Lamentably, many of us have a personal dedication to a system of production governed by consumption and investment instead of God’s principles. Dorothy Day condemned the work of those who strategize to increase our consumptive desires: “We are all guilty of concupiscence, but newspapers, radio, television, and battalions of advertising men (woe to that generation) deliberately stimulate our desires, the satisfaction of which so often means the deterioration of the family” (Loaves and Fishes, 74). In addition, it is no coincidence that our stock market is soaring to voluminous heights just as GM trucks, Gap shirts, Compaq computer parts, and Nike shoes and soccer balls are being assembled for pocket change. Participation in the stock market is participation in the capital side of our economic dictatorship.
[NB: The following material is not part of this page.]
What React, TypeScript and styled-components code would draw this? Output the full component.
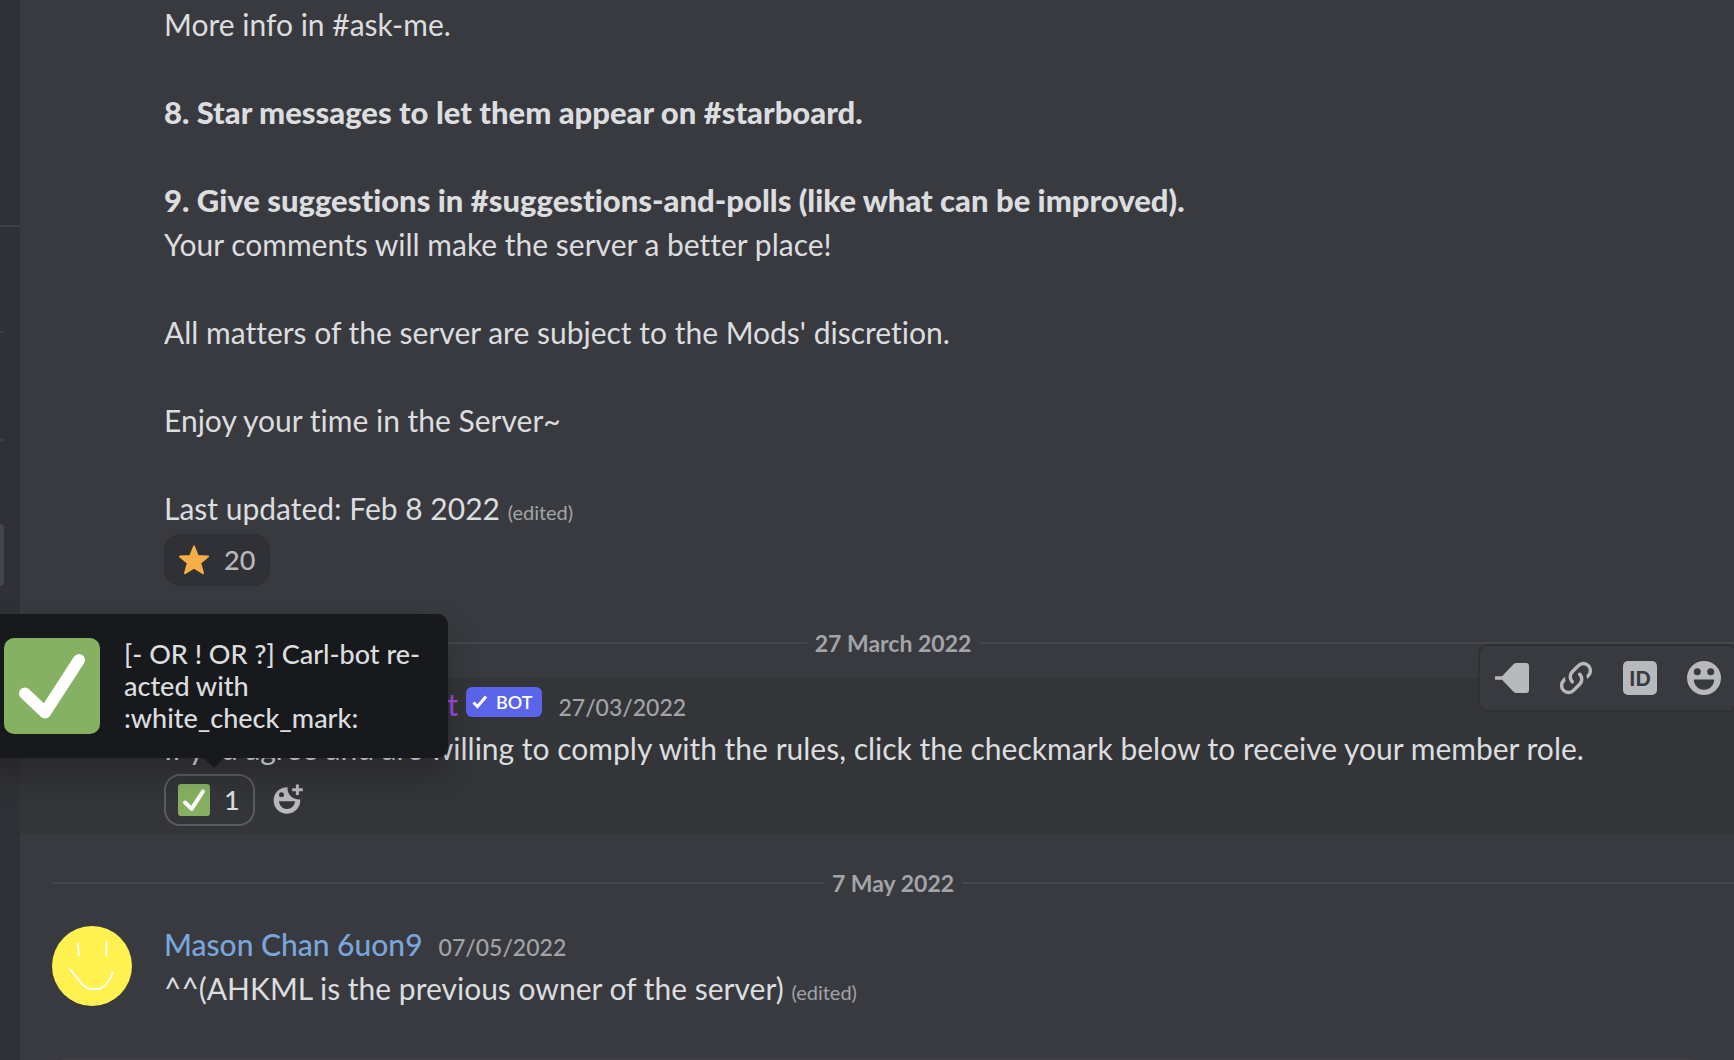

As such, we are called to withhold support from those companies that do not provide a living wage or respect the human dignity of its workers. In John Paul II’s words: “It is not a matter of the duty of charity alone, that is, the duty to give from one’s ‘abundance,’ and sometimes even out of one’s needs, in order to provide what is essential for the life of a poor person. I am referring to the fact that even the decision to invest in one place rather than another, in one productive sector rather than another, is always a moral and cultural choice” (CA 36). Unless, of course, we worship money and not God.

Pope Pius XI writes it is charity, in its richest sense that creates a “union of hearts and minds.” “Then only will it be possible to unite all in harmonious striving for the common good, when all sections of society have the intimate conviction that they are members of a single family and children of the same Heavenly Father, and further, that they are ‘one body in Christ and every one members one of another,’ so that ‘if one member suffer anything, all members suffer with it.” (QA 137).

Houston Catholic Worker, Vol. XVIII, No. 5, September-October 1998.